··· RECORDED INFORMATION ···

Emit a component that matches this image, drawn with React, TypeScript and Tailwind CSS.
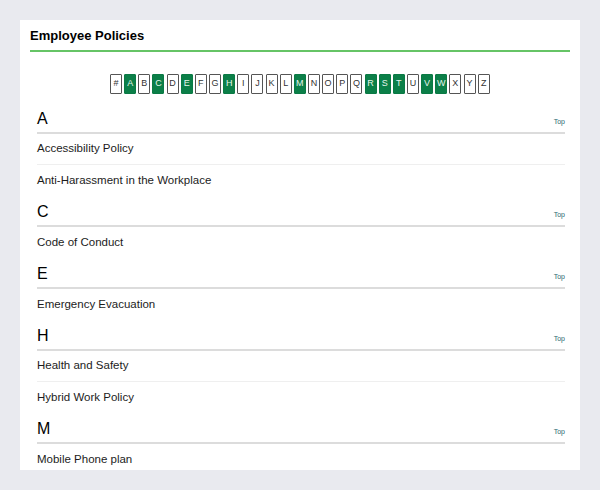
import React from "react";

const letters = ["#", "A", "B", "C", "D", "E", "F", "G", "H", "I", "J", "K", "L", "M", "N", "O", "P", "Q", "R", "S", "T", "U", "V", "W", "X", "Y", "Z"];
const active = new Set(["A", "C", "E", "H", "M", "R", "S", "T", "V", "W"]);

const sections: { letter: string; items: string[] }[] = [
  { letter: "A", items: ["Accessibility Policy", "Anti-Harassment in the Workplace"] },
  { letter: "C", items: ["Code of Conduct"] },
  { letter: "E", items: ["Emergency Evacuation"] },
  { letter: "H", items: ["Health and Safety", "Hybrid Work Policy"] },
  { letter: "M", items: ["Mobile Phone plan"] },
];

export default function App() {
  return (
    <div className="min-h-screen bg-[#e9eaef] p-[20px]" style={{ fontFamily: '"Liberation Sans", Arial, sans-serif' }}>
      <div className="bg-white h-[450px] overflow-hidden px-[10px]">
        <div className="pt-[6px] pb-[4px] border-b-2 border-[#66c466]">
          <h1 className="text-[13px] leading-[20px] font-bold text-black">Employee Policies</h1>
        </div>
        <div className="flex justify-between w-[380px] mx-auto mt-[22px]">
          {letters.map((l) => {
            const on = active.has(l);
            return (
              <div
                key={l}
                className={
                  on
                    ? "w-[12px] h-[20px] flex items-center justify-center rounded-[1px] border border-[#0b7a45] bg-[#0b7f48] text-[#e6f5ec] text-[9px]"
                    : "w-[12px] h-[20px] flex items-center justify-center rounded-[1px] border border-[#555] bg-white text-[#333] text-[9px]"
                }
              >
                {l}
              </div>
            );
          })}
        </div>
        <div className="ml-[7px] mr-[5px] mt-[9px]">
          {sections.map((s) => (
            <div key={s.letter}>
              <div className="h-[31px] flex items-end justify-between border-b-2 border-[#dcdcdc] pb-[3px]">
                <span className="text-[16px] leading-[18px] text-black relative top-[-1px]">{s.letter}</span>
                <span className="text-[7px] leading-[8px] text-[#2a6a70] relative top-[-3px]">Top</span>
              </div>
              {s.items.map((it, i) => (
                <div
                  key={it}
                  className={
                    i < s.items.length - 1
                      ? "h-[31px] flex items-center border-b border-[#efefef] text-[11.5px] text-[#1c1c1c]"
                      : "h-[31px] flex items-center text-[11.5px] text-[#1c1c1c]"
                  }
                >
                  {it}
                </div>
              ))}
            </div>
          ))}
        </div>
      </div>
    </div>
  );
}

···

Quote, please, every line of the material above from its start through the line that has "const active = new", reproducing the words exactly and dropping any images.

* EXERCISE ANSWER
Emit a component that matches this image, drawn with React, TypeScript and Tailwind CSS.
import React from "react";

const letters = ["#", "A", "B", "C", "D", "E", "F", "G", "H", "I", "J", "K", "L", "M", "N", "O", "P", "Q", "R", "S", "T", "U", "V", "W", "X", "Y", "Z"];
const active = new Set(["A", "C", "E", "H", "M", "R", "S", "T", "V", "W"]);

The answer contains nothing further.